## [AIM]
Include the line containing "import React from" and all lines before it, repeated exactly from the listing below, without pictures.
_ _ _ _ _ _ _
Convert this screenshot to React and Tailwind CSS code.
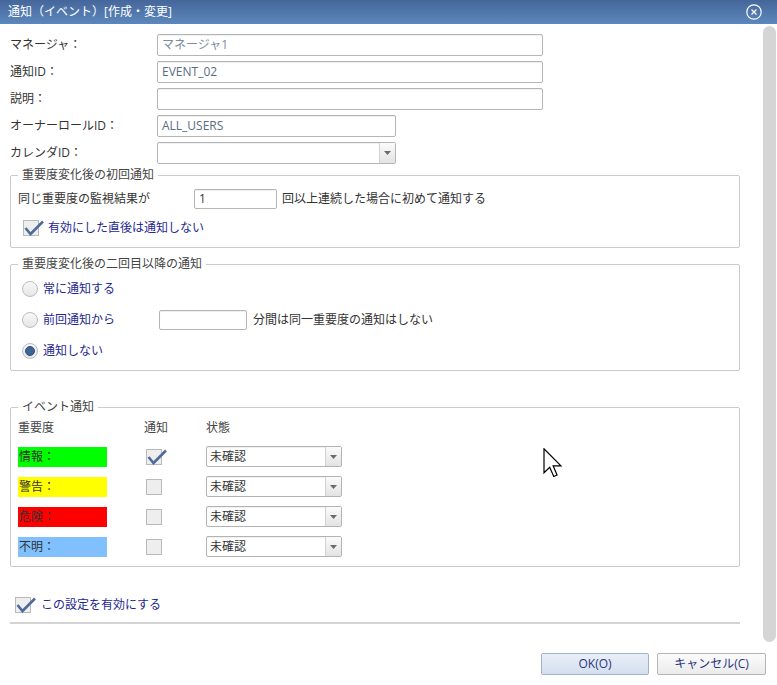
import React from "react";

const Check = ({ checked }) => (
  <div className="relative w-[16px] h-[16px] border border-[#b9b9b9] bg-[#eeeeee] shrink-0">
    {checked && (
      <svg
        className="absolute top-[-1px] left-[-1px] overflow-visible"
        width="22"
        height="16"
        viewBox="0 0 22 16"
      >
        <path d="M2.5 8 L7.5 14 L20 1.5" stroke="#4d6c99" strokeWidth="2.6" fill="none" />
      </svg>
    )}
  </div>
);

const Radio = ({ selected }) => (
  <div className="w-[16px] h-[16px] rounded-full border border-[#bdbdbd] bg-linear-to-b from-[#f8f8f8] to-[#e6e6e6] flex items-center justify-center shrink-0">
    {selected && <div className="w-[10px] h-[10px] rounded-full bg-[#3f6393] border border-[#2f4f7f]" />}
  </div>
);

const Arrow = () => (
  <svg width="7" height="4" viewBox="0 0 7 4">
    <path d="M0 0 L7 0 L3.5 4 Z" fill="#6b6b6b" />
  </svg>
);

const Select = ({ className, value }) => (
  <div className={className}>
    <div className="flex-1 flex items-center pl-[3px] text-[12px] leading-[16px] text-[#333]">{value}</div>
    <div className="w-[16px] border-l border-[#d2d2d2] bg-linear-to-b from-[#fbfbfb] to-[#e3e3e3] flex items-center justify-center">
      <Arrow />
    </div>
  </div>
);

const Field = ({ label, children }) => (
  <div className="flex items-center h-[22px]">
    <div className="w-[147px] text-[12px] leading-[16px] text-[#333]">{label}</div>
    {children}
  </div>
);

const inputCls =
  "h-[22px] border border-[#b5b5b5] rounded-[2px] bg-white flex items-center px-[4px] text-[12px] leading-[16px] shadow-[inset_0_1px_1px_rgba(0,0,0,0.07)]";

const SevRow = ({ label, bg, checked }) => (
  <div className="flex items-center h-[21px]">
    <div className={bg}>{label}</div>
    <div className="ml-[39px]">
      <Check checked={checked} />
    </div>
    <Select
      value="未確認"
      className="ml-[44px] flex h-[21px] w-[136px] border border-[#b3b3b3] rounded-[2px] bg-white shadow-[inset_0_1px_1px_rgba(0,0,0,0.06)]"
    />
  </div>
);

export default function App() {
  return (
    <div className="relative w-[777px] h-[685px] overflow-hidden bg-white flex flex-col font-['Open_Sans','Noto_Sans_CJK_JP',sans-serif] text-[#333]">
      {/* Title bar */}
      <div className="h-[24px] shrink-0 bg-linear-to-b from-[#45669a] to-[#5c88bd] flex items-center justify-between pl-[8px] pr-[15px]">
        <span className="text-white text-[12px] leading-[16px]">通知（イベント）[作成・変更]</span>
        <svg width="16" height="16" viewBox="0 0 16 16">
          <circle cx="8" cy="8" r="7.2" stroke="white" strokeWidth="1.2" fill="none" />
          <path d="M5.5 5.5 L10.5 10.5 M10.5 5.5 L5.5 10.5" stroke="white" strokeWidth="1.2" />
        </svg>
      </div>

      {/* Body */}
      <div className="flex h-[620px] shrink-0">
        <div className="w-[740px] pl-[10px] pt-[10px] flex flex-col">
          <div className="flex flex-col gap-[5px]">
            <Field label="マネージャ：">
              <div className={inputCls + " w-[386px] text-[#7c8ba0]"}>マネージャ1</div>
            </Field>
            <Field label="通知ID：">
              <div className={inputCls + " w-[386px] text-[#5a6b82]"}>EVENT_02</div>
            </Field>
            <Field label="説明：">
              <div className={inputCls + " w-[386px]"}></div>
            </Field>
            <Field label="オーナーロールID：">
              <div className={inputCls + " w-[239px] text-[#5a6b82]"}>ALL_USERS</div>
            </Field>
            <Field label="カレンダID：">
              <Select
                value=""
                className="flex h-[22px] w-[239px] border border-[#b5b5b5] rounded-[2px] bg-white shadow-[inset_0_1px_1px_rgba(0,0,0,0.06)]"
              />
            </Field>
          </div>

          {/* Fieldset 1 */}
          <fieldset className="mt-[3px] border border-[#cacaca] rounded-[2px] px-[7px] pb-[10px] min-w-0">
            <legend className="px-[4px] text-[12px] leading-[16px] text-[#444]">重要度変化後の初回通知</legend>
            <div className="flex items-center h-[20px] mt-[6px] text-[12px] leading-[16px]">
              <span className="w-[176px]">同じ重要度の監視結果が</span>
              <div className={"h-[20px] w-[83px] border border-[#b5b5b5] rounded-[2px] bg-white flex items-center px-[4px] shadow-[inset_0_1px_1px_rgba(0,0,0,0.07)]"}>
                1
              </div>
              <span className="ml-[5px]">回以上連続した場合に初めて通知する</span>
            </div>
            <div className="flex items-center h-[18px] mt-[10px] pl-[5px]">
              <Check checked />
              <span className="ml-[9px] text-[12px] leading-[16px] text-[#25278e]">有効にした直後は通知しない</span>
            </div>
          </fieldset>

          {/* Fieldset 2 */}
          <fieldset className="mt-[8px] border border-[#cacaca] rounded-[2px] px-[7px] pb-[9px] min-w-0">
            <legend className="px-[4px] text-[12px] leading-[16px] text-[#444]">重要度変化後の二回目以降の通知</legend>
            <div className="flex flex-col gap-[11px] mt-[7px]">
              <div className="flex items-center h-[20px] pl-[4px]">
                <Radio />
                <span className="ml-[5px] text-[12px] leading-[16px] text-[#25278e]">常に通知する</span>
              </div>
              <div className="flex items-center h-[20px] pl-[4px]">
                <div className="flex items-center w-[137px]">
                  <Radio />
                  <span className="ml-[5px] text-[12px] leading-[16px] text-[#25278e]">前回通知から</span>
                </div>
                <div className="h-[20px] w-[88px] border border-[#b5b5b5] rounded-[2px] bg-white shadow-[inset_0_1px_1px_rgba(0,0,0,0.07)]"></div>
                <span className="ml-[6px] text-[12px] leading-[16px]">分間は同一重要度の通知はしない</span>
              </div>
              <div className="flex items-center h-[20px] pl-[4px]">
                <Radio selected />
                <span className="ml-[5px] text-[12px] leading-[16px] text-[#25278e]">通知しない</span>
              </div>
            </div>
          </fieldset>

          {/* Fieldset 3 */}
          <fieldset className="mt-[28px] border border-[#cacaca] rounded-[2px] px-[7px] pb-[9px] min-w-0">
            <legend className="px-[4px] text-[12px] leading-[16px] text-[#444]">イベント通知</legend>
            <div className="flex items-center h-[16px] mt-[5px] text-[12px] leading-[16px] text-[#444]">
              <span className="w-[126px]">重要度</span>
              <span className="w-[62px]">通知</span>
              <span>状態</span>
            </div>
            <div className="flex flex-col gap-[9px] mt-[10px]">
              <SevRow label="情報：" checked bg="w-[89px] h-[20px] bg-[#00ff00] pl-[1px] flex items-center text-[12px] leading-[16px] text-[#333]" />
              <SevRow label="警告：" bg="w-[89px] h-[20px] bg-[#ffff00] pl-[1px] flex items-center text-[12px] leading-[16px] text-[#333]" />
              <SevRow label="危険：" bg="w-[89px] h-[20px] bg-[#ff0000] pl-[1px] flex items-center text-[12px] leading-[16px] text-[#333]" />
              <SevRow label="不明：" bg="w-[89px] h-[20px] bg-[#80c0ff] pl-[1px] flex items-center text-[12px] leading-[16px] text-[#333]" />
            </div>
          </fieldset>

          <div className="flex items-center h-[16px] mt-[30px] pl-[5px]">
            <Check checked />
            <span className="ml-[10px] text-[12px] leading-[16px] text-[#25278e]">この設定を有効にする</span>
          </div>
          <div className="mt-[9px] h-[2px] w-[730px] bg-[#d3d3d3]" />
        </div>
        <div className="ml-[23px] mt-[2px] w-[13px] h-[616px] rounded-full bg-[#d5d5d5]" />
      </div>

      {/* Footer */}
      <div className="mt-[9px] flex justify-end gap-[8px] pr-[11px]">
        <button className="h-[22px] w-[108px] border border-[#a3b3cb] rounded-[2px] bg-linear-to-b from-[#e9eff8] to-[#d4dfee] text-[12px] leading-[16px] text-[#2a3580]">
          OK(O)
        </button>
        <button className="h-[22px] w-[109px] border border-[#b5b5b5] rounded-[2px] bg-linear-to-b from-[#fbfbfb] to-[#ebebeb] text-[12px] leading-[16px] text-[#2a3580]">
          キャンセル(C)
        </button>
      </div>

      {/* Mouse cursor */}
      <svg className="absolute left-[543px] top-[448px]" width="20" height="30" viewBox="0 0 13 20">
        <path d="M0.5 0.5 L0.5 16.5 L4.3 12.8 L7 19 L9.2 18 L6.6 11.9 L11.8 11.9 Z" fill="white" stroke="black" strokeWidth="0.8" strokeLinejoin="miter" />
      </svg>
    </div>
  );
}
_ _ _ _ _ _ _
## [EXPECTED ANSWER]
Convert this screenshot to React and Tailwind CSS code.
import React from "react";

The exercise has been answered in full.